Wednesday, January 30, 2013

CTE continued

Two quickie links:
  • A harrowing interview with former Browns running back Leroy Hoard exploring his post-football struggles with memory loss, depression and severe headaches--- “My legs are both numb. I can’t feel my toes. I can’t feel this arm, and I’m getting a headache from these damn lights. Other than that, I feel great."
  • Ta-Nehisi Coates, from the Atlantic, has a great timeline detailing the NFL's culpability in downplaying the long term effects of repeated head trauma sustained over time
I also need to address the argument that "these men know exactly what they are getting into, they are grown men, mature adults, they are well compensated for assuming a certain element of known risk, etc etc".

The data on CTE has been trickling in just over the past 3-4 years.  Established NFL veterans are already locked in.  They have non-guaranteed contracts.  It's not so easy to just walk away, especially if you are not experiencing any overt signs or symptoms (many of which won't develop for years).  The game is a long term time bomb that infiltrates the lives of men who play it over time.  This is undeniable.  I understand that the NFL won't suddenly go the way of prizefighing (marginalized as a brutal, high risk form of condoned violence, where the risks are clear both to spectators and the combatants, that loses broad cultural appeal due to this violence/brutality).  The game will either die/change via two mechanisms.

One, is to starve it from below.  Lawsuits and the threat of litgation will make youth leagues and even high school football prohibitively expensive.  Kids will be redirected into other forms of competition (lacrosse, soccer, flag football, whatever) and the supply chain that feeds college programs and the NFL will subsequently dry up.

Two, is to alter the mindset of the viewing fan.  The casual boxing fan will occasionally plunk down the cash for a pay per view marquee matchup but, in general, nobody is tuning in to watch weekly prizefights, either on TV or live, to the extent they did from 1930-1980.  I suppose you could make (weakly) an argument that this is due to marketing failures or what have you.  But I am inclined to think that perhaps the fact that dudes have actually DIED IN THE RING contributes more to its decline in widespread popularity.  It doesn't help that Muhammad Ali, the greatest American athlete of the 20th century, is still shuffling around, barely verbal, a monstrous shell of his former self, trotted out as an immobile prop at important sporting events. 

The more we highlight the dangers of repeated head trauma and its the long term cognitive and psychiatric disabilities, the more this "Boxing Perception" will take hold in the general population, as applied to football.  The nausea and moral conflict that I and others get when watching two men pummel each other in a ring, for entertainment, will creep into the consciousness of those who watch football as well.  It is a matter of time. 
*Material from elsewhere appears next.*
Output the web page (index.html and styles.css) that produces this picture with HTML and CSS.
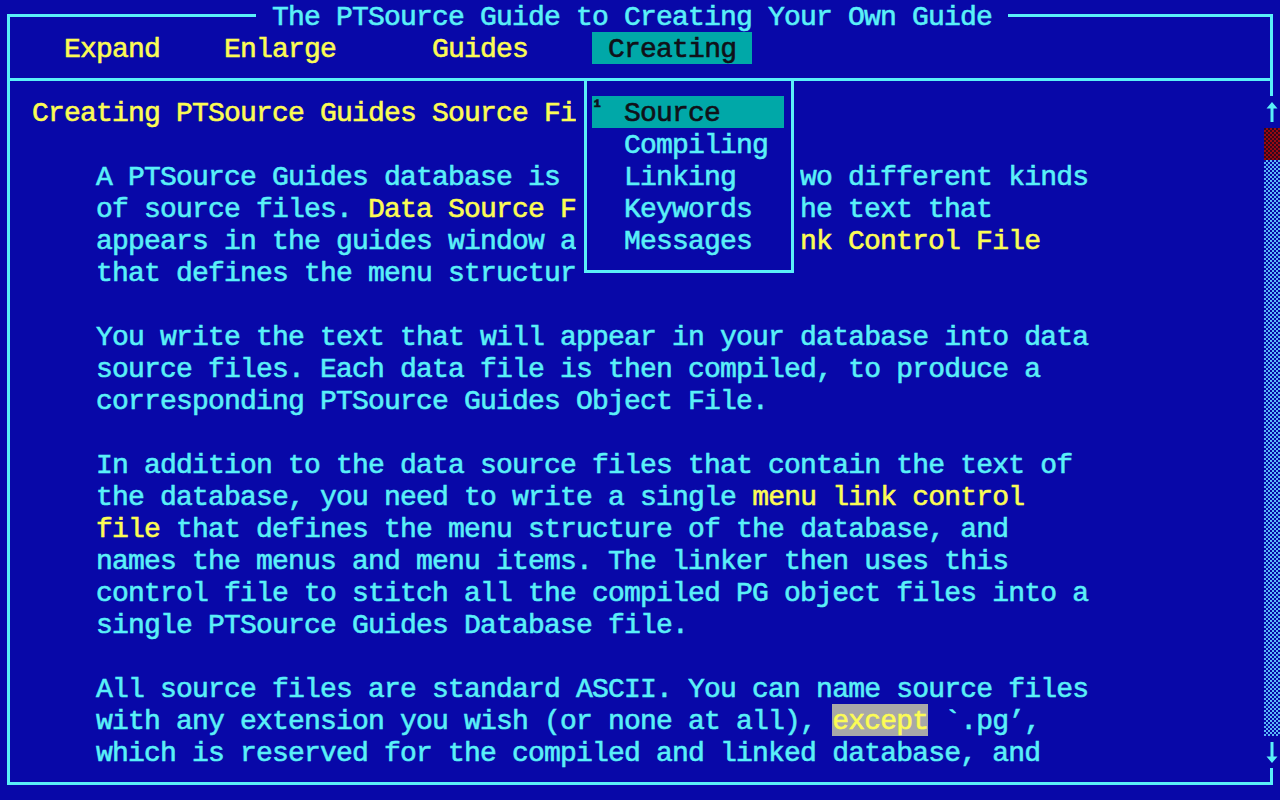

The more we watch, the temptation will always remain for a young athletic male to put short term glory and wealth over long term health and mental well being.  Undoubtedly there will always be a market for brutality.  But the time for football to be shunted off into the embarrassing marginalia is past due....      


Brian said...

Jeff, I agree - i have a hard time even watching football anymore, especially when the biggest cheers come from the biggest hits.

Anonymous said...

Dr P, I also feel that "getting into a square" to beat the crap out of each other is just plain stupid. Football faniatics will always have their counter views and that is OK, but they will not have to live the future life of an retired player whom took his chances to play the "All American Sport". Cheap head shots and the fines the players pay are the NFL's way of putting a bandaid on a gun shot wound. Not even close to covering lives and the future of all the players and their families.

Vince D said...

Jon Stewart did a nice interview with Bob Costas touching on this topic just the other night.

It means a lot to see someone whose career revolves around sports speaking out.